▶ _WHAT IS REQUIRED_:
Skip the pictures and extract all of the lines exactly as written.

--- START OF STORED DATA ---

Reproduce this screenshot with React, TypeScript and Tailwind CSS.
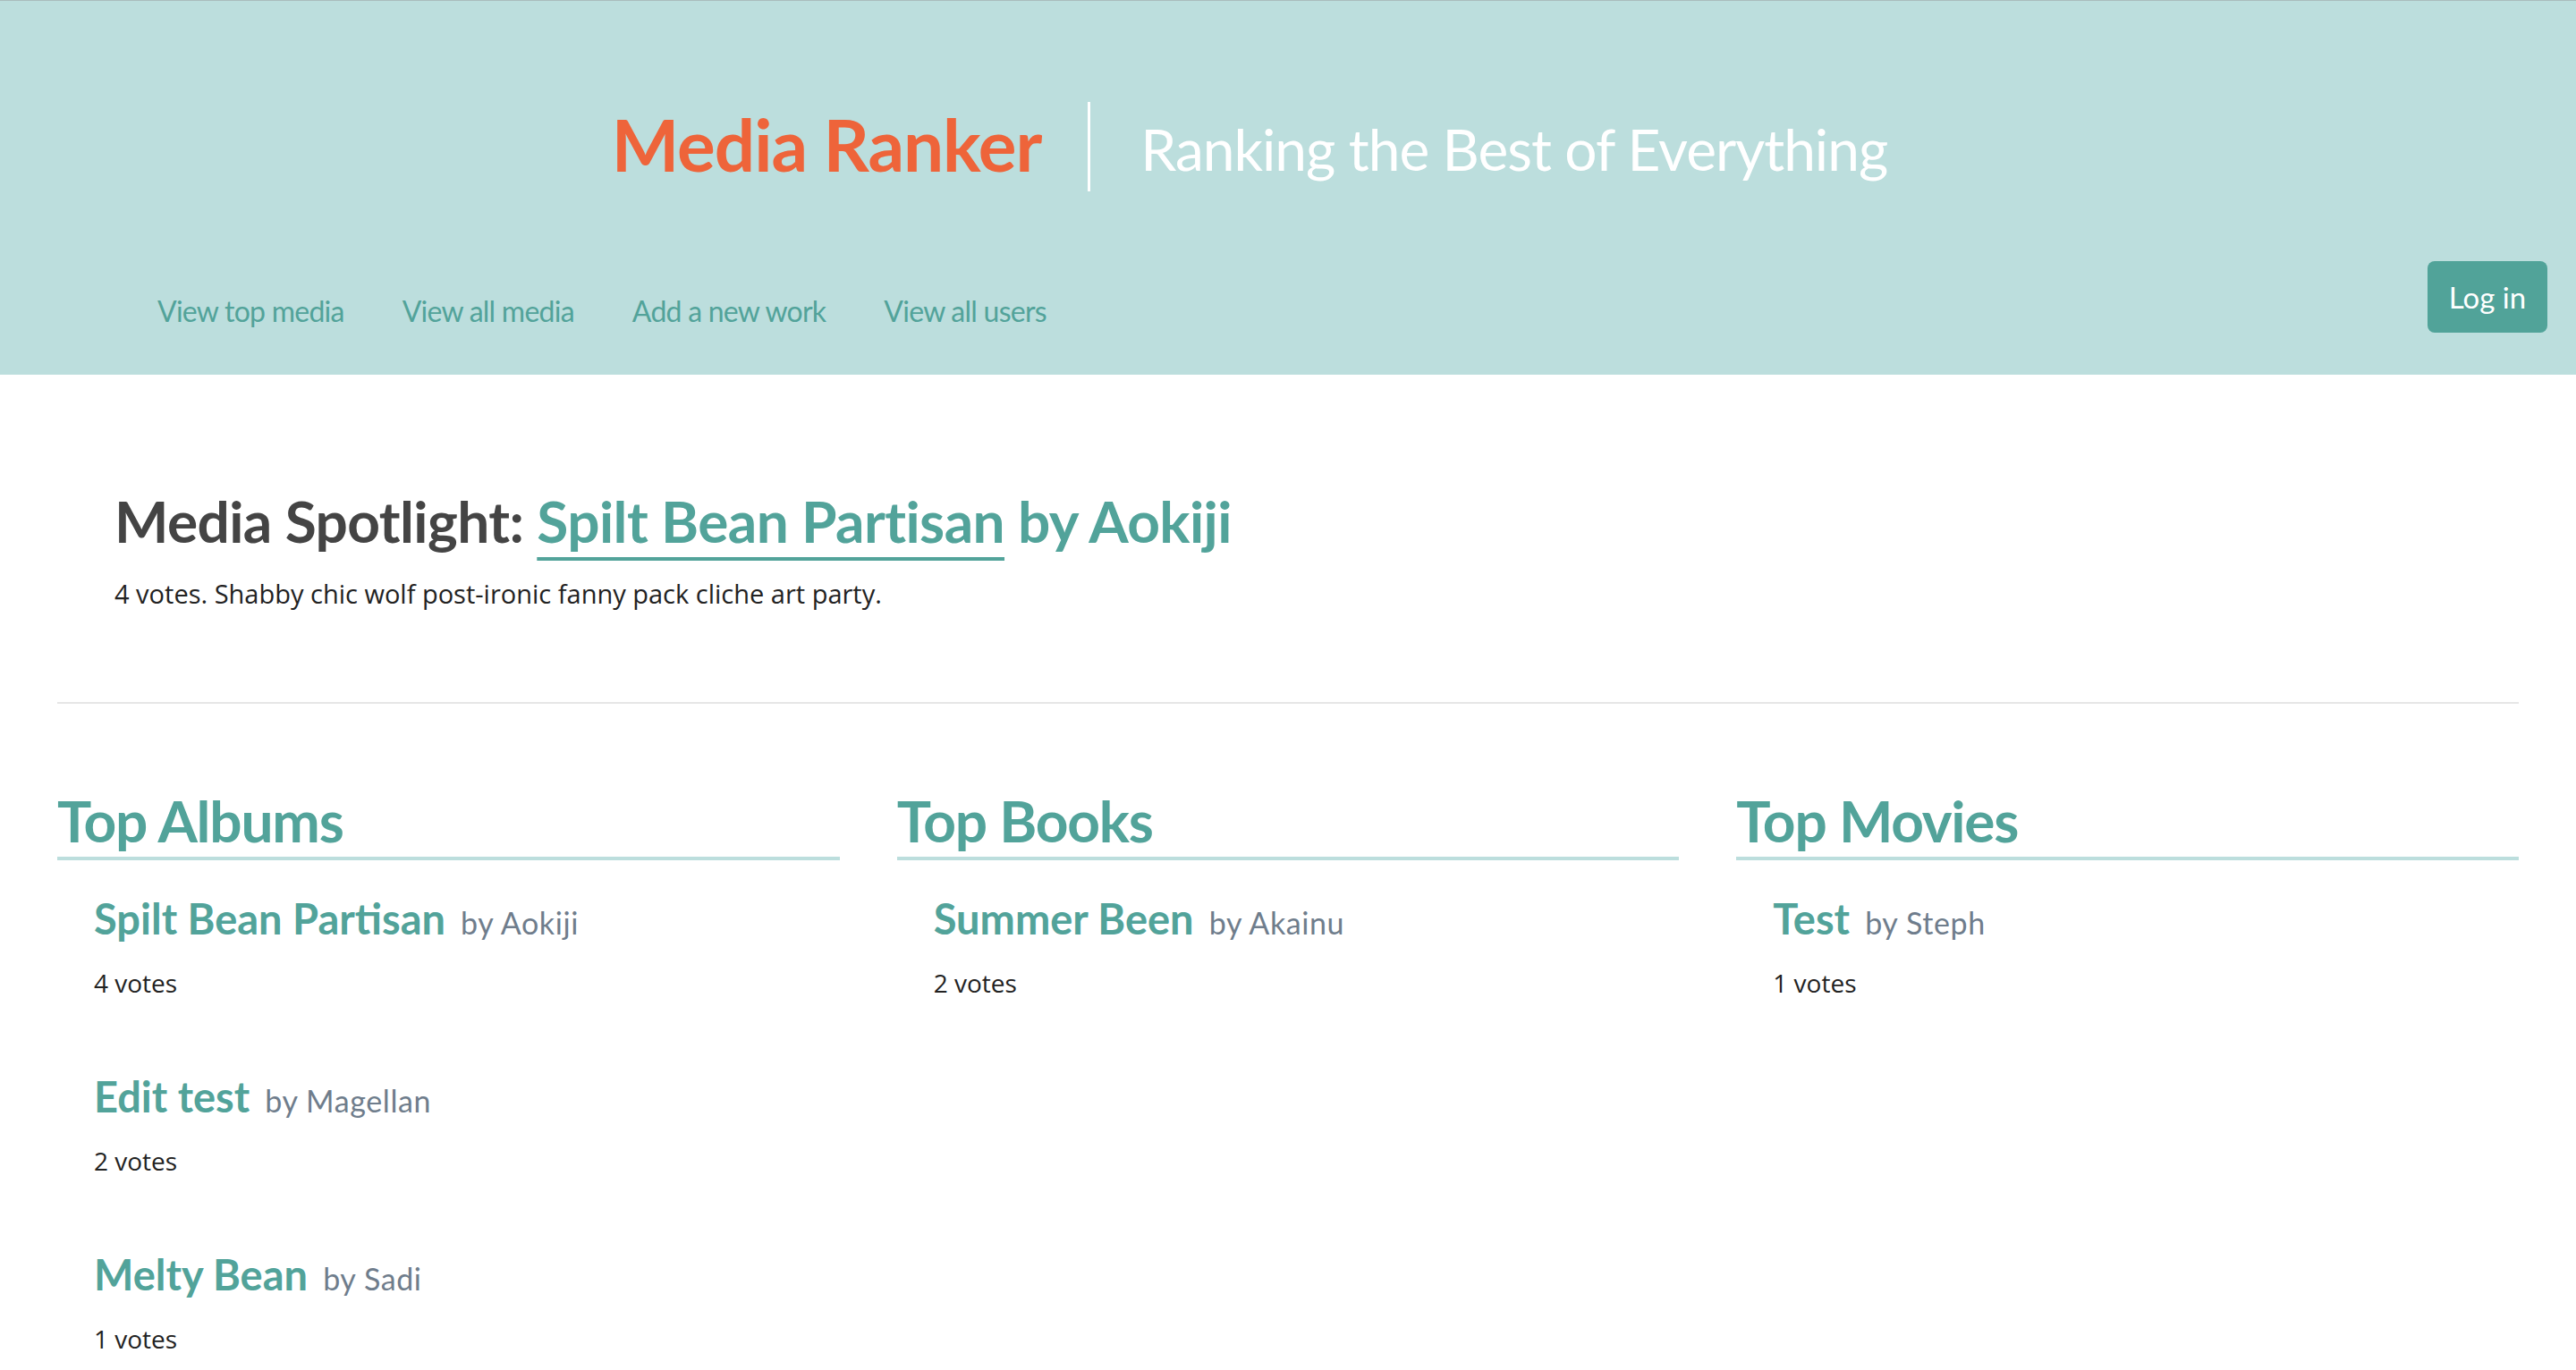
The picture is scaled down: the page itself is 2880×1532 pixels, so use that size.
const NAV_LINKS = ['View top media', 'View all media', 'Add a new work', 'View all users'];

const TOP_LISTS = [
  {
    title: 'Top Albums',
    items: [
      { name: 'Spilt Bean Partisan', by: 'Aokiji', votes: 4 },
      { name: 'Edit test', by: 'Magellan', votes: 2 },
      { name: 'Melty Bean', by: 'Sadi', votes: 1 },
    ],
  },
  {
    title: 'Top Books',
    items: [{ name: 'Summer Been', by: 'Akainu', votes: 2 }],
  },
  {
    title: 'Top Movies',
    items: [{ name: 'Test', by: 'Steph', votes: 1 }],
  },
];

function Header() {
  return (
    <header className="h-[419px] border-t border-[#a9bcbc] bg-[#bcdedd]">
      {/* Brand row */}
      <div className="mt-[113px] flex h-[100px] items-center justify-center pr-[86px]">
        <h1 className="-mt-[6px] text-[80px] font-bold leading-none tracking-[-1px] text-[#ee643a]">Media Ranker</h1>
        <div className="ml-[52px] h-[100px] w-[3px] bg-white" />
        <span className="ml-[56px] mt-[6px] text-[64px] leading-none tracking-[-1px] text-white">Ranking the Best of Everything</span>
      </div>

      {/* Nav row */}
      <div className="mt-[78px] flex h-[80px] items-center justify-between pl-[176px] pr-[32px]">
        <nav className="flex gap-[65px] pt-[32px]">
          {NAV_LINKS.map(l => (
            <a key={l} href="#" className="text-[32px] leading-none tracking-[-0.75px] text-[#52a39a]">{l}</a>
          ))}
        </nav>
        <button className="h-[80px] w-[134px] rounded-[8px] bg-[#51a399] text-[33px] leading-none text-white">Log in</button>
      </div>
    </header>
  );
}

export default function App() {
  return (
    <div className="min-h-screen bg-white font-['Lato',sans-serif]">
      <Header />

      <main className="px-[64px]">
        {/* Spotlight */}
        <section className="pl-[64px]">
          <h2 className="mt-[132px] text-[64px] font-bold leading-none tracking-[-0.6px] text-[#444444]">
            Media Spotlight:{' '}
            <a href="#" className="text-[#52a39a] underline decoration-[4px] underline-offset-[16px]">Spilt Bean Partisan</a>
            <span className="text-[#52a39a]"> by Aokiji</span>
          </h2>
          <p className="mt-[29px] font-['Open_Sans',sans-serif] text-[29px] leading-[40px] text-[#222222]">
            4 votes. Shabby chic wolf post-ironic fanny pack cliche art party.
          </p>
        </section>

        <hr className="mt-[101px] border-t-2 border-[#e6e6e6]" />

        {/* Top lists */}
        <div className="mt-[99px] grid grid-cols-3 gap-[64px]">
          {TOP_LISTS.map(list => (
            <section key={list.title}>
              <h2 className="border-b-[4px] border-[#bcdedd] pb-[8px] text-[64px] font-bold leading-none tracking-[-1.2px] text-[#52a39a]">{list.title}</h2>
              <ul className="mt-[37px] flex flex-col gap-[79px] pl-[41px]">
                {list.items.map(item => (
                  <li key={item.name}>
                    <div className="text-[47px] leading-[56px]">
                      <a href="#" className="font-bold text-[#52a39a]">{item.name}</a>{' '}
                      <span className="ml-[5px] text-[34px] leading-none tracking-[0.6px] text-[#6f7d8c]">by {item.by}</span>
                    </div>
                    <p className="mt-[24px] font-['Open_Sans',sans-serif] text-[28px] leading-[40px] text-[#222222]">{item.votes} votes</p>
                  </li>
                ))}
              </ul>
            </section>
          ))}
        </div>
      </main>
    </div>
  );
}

--- END OF STORED DATA ---

▶ _TASK RESPONSE_:
Reproduce this screenshot with React, TypeScript and Tailwind CSS.
The picture is scaled down: the page itself is 2880×1532 pixels, so use that size.
const NAV_LINKS = ['View top media', 'View all media', 'Add a new work', 'View all users'];

const TOP_LISTS = [
  {
    title: 'Top Albums',
    items: [
      { name: 'Spilt Bean Partisan', by: 'Aokiji', votes: 4 },
      { name: 'Edit test', by: 'Magellan', votes: 2 },
      { name: 'Melty Bean', by: 'Sadi', votes: 1 },
    ],
  },
  {
    title: 'Top Books',
    items: [{ name: 'Summer Been', by: 'Akainu', votes: 2 }],
  },
  {
    title: 'Top Movies',
    items: [{ name: 'Test', by: 'Steph', votes: 1 }],
  },
];

function Header() {
  return (
    <header className="h-[419px] border-t border-[#a9bcbc] bg-[#bcdedd]">
      {/* Brand row */}
      <div className="mt-[113px] flex h-[100px] items-center justify-center pr-[86px]">
        <h1 className="-mt-[6px] text-[80px] font-bold leading-none tracking-[-1px] text-[#ee643a]">Media Ranker</h1>
        <div className="ml-[52px] h-[100px] w-[3px] bg-white" />
        <span className="ml-[56px] mt-[6px] text-[64px] leading-none tracking-[-1px] text-white">Ranking the Best of Everything</span>
      </div>

      {/* Nav row */}
      <div className="mt-[78px] flex h-[80px] items-center justify-between pl-[176px] pr-[32px]">
        <nav className="flex gap-[65px] pt-[32px]">
          {NAV_LINKS.map(l => (
            <a key={l} href="#" className="text-[32px] leading-none tracking-[-0.75px] text-[#52a39a]">{l}</a>
          ))}
        </nav>
        <button className="h-[80px] w-[134px] rounded-[8px] bg-[#51a399] text-[33px] leading-none text-white">Log in</button>
      </div>
    </header>
  );
}

export default function App() {
  return (
    <div className="min-h-screen bg-white font-['Lato',sans-serif]">
      <Header />

      <main className="px-[64px]">
        {/* Spotlight */}
        <section className="pl-[64px]">
          <h2 className="mt-[132px] text-[64px] font-bold leading-none tracking-[-0.6px] text-[#444444]">
            Media Spotlight:{' '}
            <a href="#" className="text-[#52a39a] underline decoration-[4px] underline-offset-[16px]">Spilt Bean Partisan</a>
            <span className="text-[#52a39a]"> by Aokiji</span>
          </h2>
          <p className="mt-[29px] font-['Open_Sans',sans-serif] text-[29px] leading-[40px] text-[#222222]">
            4 votes. Shabby chic wolf post-ironic fanny pack cliche art party.
          </p>
        </section>

        <hr className="mt-[101px] border-t-2 border-[#e6e6e6]" />

        {/* Top lists */}
        <div className="mt-[99px] grid grid-cols-3 gap-[64px]">
          {TOP_LISTS.map(list => (
            <section key={list.title}>
              <h2 className="border-b-[4px] border-[#bcdedd] pb-[8px] text-[64px] font-bold leading-none tracking-[-1.2px] text-[#52a39a]">{list.title}</h2>
              <ul className="mt-[37px] flex flex-col gap-[79px] pl-[41px]">
                {list.items.map(item => (
                  <li key={item.name}>
                    <div className="text-[47px] leading-[56px]">
                      <a href="#" className="font-bold text-[#52a39a]">{item.name}</a>{' '}
                      <span className="ml-[5px] text-[34px] leading-none tracking-[0.6px] text-[#6f7d8c]">by {item.by}</span>
                    </div>
                    <p className="mt-[24px] font-['Open_Sans',sans-serif] text-[28px] leading-[40px] text-[#222222]">{item.votes} votes</p>
                  </li>
                ))}
              </ul>
            </section>
          ))}
        </div>
      </main>
    </div>
  );
}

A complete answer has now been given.